Rey is just a derivative of Luke and Ben is a derivative of Anakin.

Desert planet where the protagonist starts.

Droid with secret plans ends up on the desert planet and makes contact with the protagonist.

Empire versus Rebels 2.0

Another Jedi Massacre. Last Jedi hermit mentor.

Death Star but bigger.

Palpatine as the Big Bad again.
 
Oct 27, 2017
43,086
On the other hand though, Bob and JJ pulled the ultimate marketing move - Making something familiar but surprising.
The only surprising thing was Finn not being a Jedia/force user

Okay? He's clearly talking within the context of the Star Wars universe, not within media as a whole. I don't think he's ever stated it to be a wholly original idea. Ya'll are really doing your best to discredit anything Lucas says just because you disliked the prequels
 

Paz

Member
Nov 1, 2017
2,171
Brisbane, Australia
TFA is just about the safest movie ever made, and George isn't wrong at all, but after the prequels I think that was the best thing they could do.

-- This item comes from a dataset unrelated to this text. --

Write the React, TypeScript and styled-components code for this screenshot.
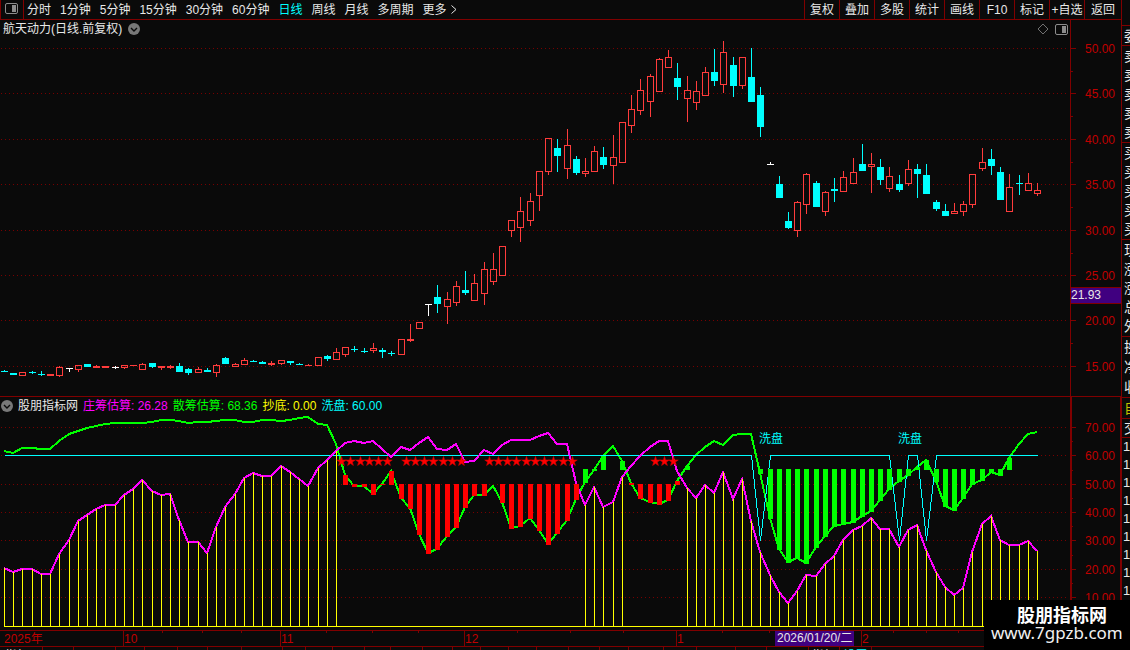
import React from "react";
import styled, { createGlobalStyle } from "styled-components";

const FRAME = "#800000";
const AXIS_TEXT = "#c00000";
const RISE = "#ff3c3c";
const FALL = "#00ffff";

const GlobalStyle = createGlobalStyle`
  * { box-sizing: border-box; }
  body { margin: 0; background: #0a0a0a; }
  body, button {
    font-family: "Liberation Sans", "Noto Sans CJK SC", sans-serif;
    font-size: 12px;
    line-height: 16px;
  }
`;

const Page = styled.div`
  position: relative;
  display: grid;
  grid-template-columns: minmax(0, 1fr) 9px;
  height: 100vh;
  overflow: hidden;
  color: #e8e8e8;
  background: #0a0a0a;
`;

const Main = styled.main`
  display: flex;
  flex-direction: column;
  min-width: 0;
`;

const Toolbar = styled.nav`
  display: flex;
  align-items: stretch;
  height: 20px;
  border-bottom: 1px solid ${FRAME};
`;

const LayoutButton = styled.button`
  display: flex;
  align-items: center;
  justify-content: center;
  width: 24px;
  padding: 0 2px 2px 0;
  background: none;
  border: solid ${FRAME};
  border-width: 0 1px;
`;

const Periods = styled.div`
  display: flex;
  flex: 1;
  align-items: center;
  gap: 9px;
  padding-left: 3px;
  min-width: 0;
`;

const PeriodButton = styled.button<{ $active?: boolean }>`
  display: flex;
  align-items: center;
  gap: 4px;
  padding: 0;
  border: 0;
  background: none;
  white-space: nowrap;
  color: ${(p) => (p.$active ? FALL : "#e8e8e8")};
`;

const ActionButton = styled.button<{ $width: number }>`
  width: ${(p) => p.$width}px;
  padding: 0;
  border: 0;
  border-left: 1px solid ${FRAME};
  background: none;
  color: #e8e8e8;
  text-align: center;
  white-space: nowrap;
`;

const TitleRow = styled.header`
  display: flex;
  height: 20px;
`;

const TitleArea = styled.div`
  display: flex;
  flex: 1;
  align-items: center;
  gap: 6px;
  padding: 0 2px 2px 3px;
`;

const Title = styled.h1`
  margin: 0;
  font-size: 12px;
  font-weight: 400;
`;

const IconButton = styled.button<{ $push?: boolean }>`
  display: flex;
  padding: 0;
  border: 0;
  background: none;
  margin-left: ${(p) => (p.$push ? "auto" : "0")};
`;

const AxisGutter = styled.div<{ $weight: number }>`
  width: 51px;
  border: solid ${FRAME};
  border-width: 0 ${(p) => p.$weight - 1}px 0 ${(p) => p.$weight}px;
`;

const LegendRow = styled.div`
  display: flex;
  height: 19px;
  border-top: 1px solid ${FRAME};
`;

const LegendArea = styled.div`
  display: flex;
  flex: 1;
  align-items: center;
  gap: 5px;
  padding: 0 1px 1px;
`;

const LegendItem = styled.span<{ $color: string }>`
  color: ${(p) => p.$color};
  white-space: nowrap;
`;

const Plot = styled.svg`
  display: block;
  width: 100%;
  height: auto;
  flex: none;
  font-family: "Liberation Sans", "Noto Sans CJK SC", sans-serif;
  font-size: 12px;
`;

const Tabs = styled.div`
  display: flex;
  flex: none;
  height: 18px;
  overflow: hidden;
`;

const Tab = styled.button<{ $width: number; $lit?: boolean }>`
  flex: none;
  width: ${(p) => p.$width}px;
  padding: 0;
  border: 0;
  border-right: 1px solid ${FRAME};
  background: none;
  color: ${(p) => (p.$lit ? FALL : "#e8e8e8")};
  white-space: nowrap;
`;

const Side = styled.aside`
  display: flex;
  flex-direction: column;
  overflow: hidden;
  border-left: 1px solid ${FRAME};
  font-size: 14px;
`;

const SideGroup = styled.div<{ $height: number; $color?: string }>`
  display: flex;
  flex: none;
  flex-direction: column;
  justify-content: space-around;
  height: ${(p) => p.$height}px;
  padding-left: 2px;
  border-bottom: 1px solid ${FRAME};
  color: ${(p) => p.$color || "#e8e8e8"};
  white-space: nowrap;
`;

const Ticks = styled.div`
  display: flex;
  flex-direction: column;
  font-size: 13px;
  line-height: 18px;
  padding-left: 1px;
`;

const Watermark = styled.footer`
  position: absolute;
  right: 0;
  bottom: 0;
  width: 146px;
  height: 50px;
  padding: 4px 0 0 7px;
  background: #000;
  color: #fff;
`;

const SiteName = styled.div`
  padding-left: 3px;
  text-align: center;
  font: 700 18px/20px "Noto Sans CJK SC", sans-serif;
`;

const SiteLink = styled.a`
  display: block;
  font: 400 17px/18px "Noto Sans", sans-serif;
  color: #f0f0f0;
  text-decoration: none;
`;

type Candle = [kind: "r" | "c" | "w", high: number, top: number, bottom: number, low: number];

const candles: Candle[] = [
  ["c", 370, 371, 372, 372], ["c", 373, 373, 375, 375], ["r", 372, 372, 376, 376], ["c", 371, 372, 373, 374],
  ["c", 371, 374, 375, 376], ["r", 374, 374, 376, 376], ["r", 366, 367, 376, 377], ["w", 368, 368, 369, 372],
  ["r", 365, 365, 370, 372], ["c", 364, 364, 367, 367], ["r", 365, 366, 368, 368], ["r", 366, 366, 368, 368],
  ["w", 366, 367, 368, 369], ["r", 365, 365, 368, 369], ["r", 365, 365, 366, 366], ["r", 363, 364, 370, 370],
  ["c", 363, 363, 367, 368], ["r", 366, 366, 368, 370], ["r", 365, 366, 368, 369], ["c", 363, 366, 372, 372],
  ["c", 368, 369, 373, 375], ["r", 367, 369, 373, 373], ["c", 368, 370, 372, 372], ["r", 364, 365, 373, 377],
  ["c", 357, 358, 364, 364], ["r", 363, 364, 367, 367], ["r", 358, 360, 365, 365], ["c", 360, 361, 362, 362],
  ["c", 361, 362, 364, 364], ["r", 361, 363, 365, 366], ["r", 360, 360, 364, 365], ["c", 361, 361, 363, 365],
  ["c", 363, 364, 365, 365], ["r", 364, 365, 366, 366], ["r", 357, 357, 366, 366], ["c", 355, 356, 359, 361],
  ["r", 348, 352, 360, 360], ["r", 347, 347, 355, 357], ["c", 346, 349, 350, 352], ["c", 348, 351, 352, 353],
  ["r", 343, 348, 351, 353], ["c", 348, 350, 352, 358], ["c", 351, 353, 354, 356], ["r", 339, 339, 355, 355],
  ["r", 324, 339, 341, 342], ["r", 322, 322, 329, 329], ["w", 304, 304, 305, 316], ["c", 285, 297, 304, 313],
  ["r", 292, 299, 307, 324], ["r", 281, 286, 303, 306], ["c", 271, 290, 293, 295], ["r", 274, 283, 301, 301],
  ["r", 262, 269, 294, 305], ["r", 253, 269, 282, 285], ["r", 246, 246, 276, 276], ["r", 220, 220, 231, 237],
  ["r", 197, 211, 228, 242], ["r", 193, 201, 221, 226], ["r", 171, 171, 196, 211], ["r", 138, 138, 172, 175],
  ["c", 139, 148, 156, 172], ["r", 129, 145, 169, 179], ["c", 156, 159, 173, 175], ["r", 158, 171, 174, 177],
  ["r", 146, 151, 172, 172], ["c", 147, 157, 165, 169], ["r", 135, 157, 166, 184], ["r", 122, 122, 163, 163],
  ["r", 95, 109, 126, 133], ["r", 79, 90, 111, 115], ["r", 74, 76, 102, 117], ["r", 58, 59, 92, 92],
  ["r", 50, 57, 68, 68], ["c", 63, 78, 87, 100], ["r", 76, 90, 99, 122], ["r", 81, 91, 103, 110],
  ["r", 67, 72, 96, 96], ["c", 49, 72, 81, 86], ["r", 41, 52, 85, 93], ["c", 57, 65, 86, 97],
  ["r", 57, 57, 86, 89], ["c", 48, 77, 102, 102], ["c", 87, 95, 127, 137], ["w", 162, 164, 165, 165],
  ["c", 176, 184, 198, 198], ["c", 212, 221, 228, 229], ["r", 201, 202, 231, 237], ["r", 173, 174, 205, 214],
  ["c", 181, 183, 207, 207], ["r", 191, 192, 212, 216], ["c", 178, 189, 191, 202], ["r", 171, 177, 192, 192],
  ["r", 158, 172, 184, 184], ["c", 144, 164, 171, 171], ["r", 153, 164, 167, 193], ["c", 159, 167, 180, 185],
  ["r", 167, 176, 189, 192], ["c", 175, 184, 190, 192], ["r", 160, 169, 184, 186], ["c", 164, 169, 174, 198],
  ["c", 164, 175, 194, 194], ["c", 200, 202, 209, 211], ["c", 204, 211, 216, 216], ["r", 203, 211, 214, 214],
  ["r", 201, 204, 212, 216], ["r", 174, 174, 205, 208], ["r", 148, 162, 169, 171], ["c", 149, 159, 166, 175],
  ["c", 167, 172, 200, 200], ["r", 174, 187, 212, 212], ["c", 175, 183, 184, 195], ["r", 173, 183, 191, 191],
  ["r", 183, 190, 194, 196],
];

const mainChips = [
  568, 572, 569, 569, 574, 574, 554, 540, 521, 515, 509, 505, 505, 495, 489, 480, 491, 495, 494, 520,
  542, 542, 553, 527, 507, 494, 478, 473, 476, 476, 466, 472, 479, 486, 468, 460, 451, 443, 441, 443,
  441, 449, 457, 447, 450, 443, 437, 449, 450, 444, 462, 461, 450, 454, 445, 440, 440, 440, 436, 433,
  444, 444, 483, 505, 487, 507, 502, 477, 466, 456, 447, 441, 441, 471, 488, 498, 485, 493, 472, 499,
  479, 521, 552, 575, 592, 603, 591, 575, 576, 564, 556, 540, 530, 526, 518, 529, 529, 547, 530, 525,
  550, 572, 587, 595, 588, 552, 524, 516, 540, 545, 545, 541, 551,
];

const retailChips = [
  451, 453, 448, 448, 449, 449, 441, 434, 431, 428, 426, 424, 423, 423, 423, 423, 422, 420, 420, 421,
  423, 422, 422, 421, 420, 420, 422, 422, 420, 420, 421, 420, 418, 417, 424, 425, 444, 475, 486, 486,
  494, 484, 471, 498, 508, 534, 553, 549, 536, 527, 507, 495, 495, 486, 502, 528, 526, 518, 530, 544,
  533, 520, 499, 482, 470, 456, 446, 461, 483, 498, 502, 504, 500, 481, 466, 455, 447, 441, 445, 435,
  434, 434, 473, 518, 549, 562, 558, 563, 547, 536, 526, 524, 522, 516, 511, 500, 489, 481, 475, 467,
  460, 481, 506, 510, 498, 484, 480, 472, 475, 458, 444, 434, 432,
];

const xAt = (i: number) => Math.round(4 + i * 9.223);
const toPoints = (ys: number[]) => ys.map((y, i) => `${xAt(i)},${y}`).join(" ");
const between = (i: number, a: number, b: number) => i >= a && i <= b;

const isRedZone = (i: number) => between(i, 37, 62) || between(i, 68, 73);
const hasStar = (i: number) =>
  between(i, 37, 42) || between(i, 44, 50) || between(i, 53, 62) || between(i, 71, 73);

const washLine = mainChips.map((_, i) => (i === 82 || i === 97 || i === 100 ? 540 : 455));

const starPoints = (cx: number, cy: number) =>
  Array.from({ length: 10 }, (_, k) => {
    const r = k % 2 ? 2 : 5;
    const a = -Math.PI / 2 + (k * Math.PI) / 5;
    return `${(cx + r * Math.cos(a)).toFixed(1)},${(cy + r * Math.sin(a)).toFixed(1)}`;
  }).join(" ");

const priceLevels: [string, number][] = [
  ["50.00", 48], ["45.00", 93], ["40.00", 139], ["35.00", 184],
  ["30.00", 230], ["25.00", 275], ["20.00", 320], ["15.00", 366],
];
const priceMinor = [71, 116, 162, 207, 253, 343];

const chipLevels: [string, number][] = [
  ["70.00", 427], ["60.00", 455], ["50.00", 484], ["40.00", 512],
  ["30.00", 540], ["20.00", 569], ["10.00", 597],
];
const chipMinor = [441, 470, 498, 526, 555, 583];

const months: [string, number][] = [["10", 123], ["11", 280], ["12", 464], ["1", 676], ["2", 861]];
const weekTicks = [162, 202, 241, 326, 372, 418, 517, 570, 623, 722, 769, 893, 926, 958];

const periods = ["分时", "1分钟", "5分钟", "15分钟", "30分钟", "60分钟", "日线", "周线", "月线", "多周期"];
const actions = ["复权", "叠加", "多股", "统计", "画线", "F10", "标记", "+自选", "返回"];
const tabEdges = [
  42, 73, 115, 144, 177, 207, 241, 282, 305, 332, 364, 390, 422, 452, 480, 508,
  536, 568, 599, 628, 663, 696, 735, 766, 808, 839, 871,
];
const tabNames: Record<number, string> = { 0: "指标A", 25: "指标", 26: "设置" };

const sideGroups: { height: number; rows: string[]; color?: string }[] = [
  { height: 26, rows: [] },
  { height: 20, rows: ["委"] },
  { height: 97, rows: ["卖", "卖", "卖", "卖", "卖"] },
  { height: 97, rows: ["买", "买", "买", "买", "买"] },
  { height: 97, rows: ["现", "涨", "涨", "总", "外"] },
  { height: 61, rows: ["换", "净", "收"] },
  { height: 21, rows: ["自"], color: "#c0c000" },
  { height: 19, rows: ["交"] },
];

function PanelIcon() {
  return (
    <svg width="13" height="11" viewBox="0 0 13 11">
      <rect x="0.5" y="0.5" width="12" height="10" rx="1.5" fill="none" stroke="#8c8c8c" />
      <rect x="7" y="2" width="4" height="7" fill="#8c8c8c" />
    </svg>
  );
}

function FoldIcon() {
  return (
    <svg width="12" height="12" viewBox="0 0 12 12">
      <circle cx="6" cy="6" r="6" fill="#787878" />
      <path d="M3 5 L6 8 L9 5" fill="none" stroke="#0a0a0a" strokeWidth="1.4" />
    </svg>
  );
}

function Scale({ levels, minor }: { levels: [string, number][]; minor: number[] }) {
  return (
    <g>
      {levels.map(([label, y]) => (
        <g key={label}>
          <line x1="1" x2="1068" y1={y + 0.5} y2={y + 0.5} stroke="#780000" strokeDasharray="1 3" />
          <rect x="1071" y={y} width="5" height="1" fill={FRAME} />
          <text x="1085" y={y + 5} fill={AXIS_TEXT}>{label}</text>
        </g>
      ))}
      {minor.map((y) => (
        <rect key={y} x="1071" y={y} width="2" height="1" fill={FRAME} />
      ))}
    </g>
  );
}

function CandleMark({ candle, x }: { candle: Candle; x: number }) {
  const [kind, high, top, bottom, low] = candle;
  const color = kind === "r" ? RISE : kind === "c" ? FALL : "#ffffff";
  const hollow = kind === "r" && bottom - top > 2;
  return (
    <g fill={color}>
      {top > high && <rect x={x} y={high} width="1" height={top - high} />}
      {low > bottom && <rect x={x} y={bottom} width="1" height={low - bottom} />}
      {hollow ? (
        <rect x={x - 2.5} y={top + 0.5} width="6" height={bottom - top - 1} fill="none" stroke={color} />
      ) : (
        <rect x={x - 3} y={top} width="7" height={bottom - top} />
      )}
    </g>
  );
}

function PriceChart() {
  return (
    <Plot viewBox="0 40 1121 356" shapeRendering="crispEdges" role="img" aria-label="日线">
      <Scale levels={priceLevels} minor={priceMinor} />
      <rect x="1070" y="40" width="1" height="356" fill={FRAME} />
      {candles.map((c, i) => (
        <CandleMark key={i} candle={c} x={xAt(i)} />
      ))}
      <rect x="1071" y="287" width="50" height="17" fill="#400080" />
      <rect x="1071" y="287" width="50" height="1" fill={FRAME} />
      <rect x="1071" y="303" width="50" height="1" fill={FRAME} />
      <text x="1071" y="299" fill="#e8e8e8">21.93</text>
    </Plot>
  );
}

function ChipChart() {
  return (
    <Plot viewBox="0 415 1121 232" shapeRendering="crispEdges" role="img" aria-label="庄筹估算 散筹估算">
      <Scale levels={chipLevels} minor={chipMinor} />
      <rect x="1070" y="415" width="2" height="216" fill={FRAME} />
      <rect x="1120" y="415" width="1" height="216" fill={FRAME} />

      <polyline points={toPoints(retailChips)} fill="none" stroke="#00ff00" strokeWidth="2" />
      <polyline
        points={toPoints(washLine)}
        transform="translate(0.5 0.5)"
        fill="none"
        stroke="#00ffff"
      />
      <polyline points={toPoints(mainChips)} fill="none" stroke="#ff00ff" strokeWidth="2" />

      {mainChips.map((y, i) =>
        isRedZone(i) ? null : (
          <rect key={i} x={xAt(i)} y={y} width="1" height={626 - y} fill="#ffff00" />
        )
      )}
      <rect x="4" y="626" width="1034" height="1" fill="#ffff00" />

      {retailChips.map((y, i) => {
        if (i < 37 || i === 53 || (!isRedZone(i) && y < 456)) return null;
        const base = isRedZone(i) ? 484 : 469;
        const from = Math.min(base, y);
        return (
          <rect
            key={i}
            x={xAt(i) - 2}
            y={from}
            width="5"
            height={Math.max(base, y) - from + 1}
            fill={isRedZone(i) ? "#ff0000" : "#00ff00"}
          />
        );
      })}

      {mainChips.map((_, i) =>
        hasStar(i) ? (
          <polygon
            key={i}
            points={starPoints(xAt(i) - 3.5, 461.5)}
            fill="#ff0000"
            stroke="#d00000"
            strokeWidth="0.6"
            shapeRendering="auto"
          />
        ) : null
      )}
      <text x="759" y="443" fill="#00ffff">洗盘</text>
      <text x="898" y="443" fill="#00ffff">洗盘</text>

      <rect x="0" y="630" width="1121" height="1" fill={FRAME} />
      <rect x="0" y="646" width="1121" height="1" fill={FRAME} />
      {weekTicks.map((x) => (
        <rect key={x} x={x} y="631" width="1" height="2" fill={FRAME} />
      ))}
      <text x="4" y="643" fill={AXIS_TEXT}>2025年</text>
      {months.map(([label, x]) => (
        <g key={label}>
          <rect x={x} y="631" width="1" height="15" fill={FRAME} />
          <text x={x + 1} y="643" fill={AXIS_TEXT}>{label}</text>
        </g>
      ))}
      <rect x="775" y="631" width="79" height="15" fill="#400080" />
      <text x="777" y="642" fill="#e8e8e8">2026/01/20/二</text>
    </Plot>
  );
}

export default function App() {
  return (
    <>
      <GlobalStyle />
      <Page>
        <Main>
          <Toolbar>
            <LayoutButton aria-label="布局"><PanelIcon /></LayoutButton>
            <Periods>
              {periods.map((p) => (
                <PeriodButton key={p} $active={p === "日线"}>{p}</PeriodButton>
              ))}
              <PeriodButton>
                更多
                <svg width="6" height="9" viewBox="0 0 6 9">
                  <path d="M0.5 0.5 L5 4.5 L0.5 8.5" fill="none" stroke="#e8e8e8" />
                </svg>
              </PeriodButton>
            </Periods>
            {actions.map((a) => (
              <ActionButton key={a} $width={a === "返回" ? 37 : 35}>{a}</ActionButton>
            ))}
          </Toolbar>

          <TitleRow>
            <TitleArea>
              <Title>航天动力(日线.前复权)</Title>
              <IconButton aria-label="展开"><FoldIcon /></IconButton>
              <IconButton $push aria-label="标注">
                <svg width="12" height="12" viewBox="0 0 12 12">
                  <path d="M6 1 L11 6 L6 11 L1 6 Z" fill="none" stroke="#8c8c8c" strokeWidth="0.8" />
                </svg>
              </IconButton>
              <IconButton aria-label="侧栏"><PanelIcon /></IconButton>
            </TitleArea>
            <AxisGutter $weight={1} />
          </TitleRow>

          <PriceChart />

          <LegendRow>
            <LegendArea>
              <IconButton aria-label="指标菜单"><FoldIcon /></IconButton>
              <LegendItem $color="#e8e8e8">股朋指标网</LegendItem>
              <LegendItem $color="#ff00ff">庄筹估算: 26.28</LegendItem>
              <LegendItem $color="#00ff00">散筹估算: 68.36</LegendItem>
              <LegendItem $color="#ffff00">抄底: 0.00</LegendItem>
              <LegendItem $color="#00ffff">洗盘: 60.00</LegendItem>
            </LegendArea>
            <AxisGutter $weight={2} />
          </LegendRow>

          <ChipChart />

          <Tabs>
            {tabEdges.map((edge, i) => (
              <Tab key={edge} $width={edge - (i ? tabEdges[i - 1] : -1)} $lit={i === 26}>
                {tabNames[i]}
              </Tab>
            ))}
          </Tabs>
        </Main>

        <Side>
          {sideGroups.map((g, i) => (
            <SideGroup key={i} $height={g.height} $color={g.color}>
              {g.rows.map((r, k) => (
                <span key={k}>{r}</span>
              ))}
            </SideGroup>
          ))}
          <Ticks>
            {Array.from({ length: 9 }, (_, k) => (
              <span key={k}>1</span>
            ))}
          </Ticks>
        </Side>

        <Watermark>
          <SiteName>股朋指标网</SiteName>
          <SiteLink href="#">www.7gpzb.com</SiteLink>
        </Watermark>
      </Page>
    </>
  );
}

If episode 9 is also a safe film I'll be sad but I don't think it will be.
 

Yerffej

Prophet of Regret
Member
Oct 25, 2017
24,140
I don't disagree and yet I find it very rewatchable at the same time.
 

BossAttack

Member
Oct 27, 2017
43,319
JESUS FUCKING CHRIST!

Even fucking Bob Iger tactility admits to George's point, he only counters with the time constraint and need to please old-time fans with a "quintessential" SW experience. Are we fucking done now disagreeing that TFA wasn't just a re-tread?

In this one, he said, "There weren't enough visual or technical leaps forward." He wasn't wrong, but he also wasn't appreciating the pressure we were under to give ardent fans a film that felt quintessentially Star Wars.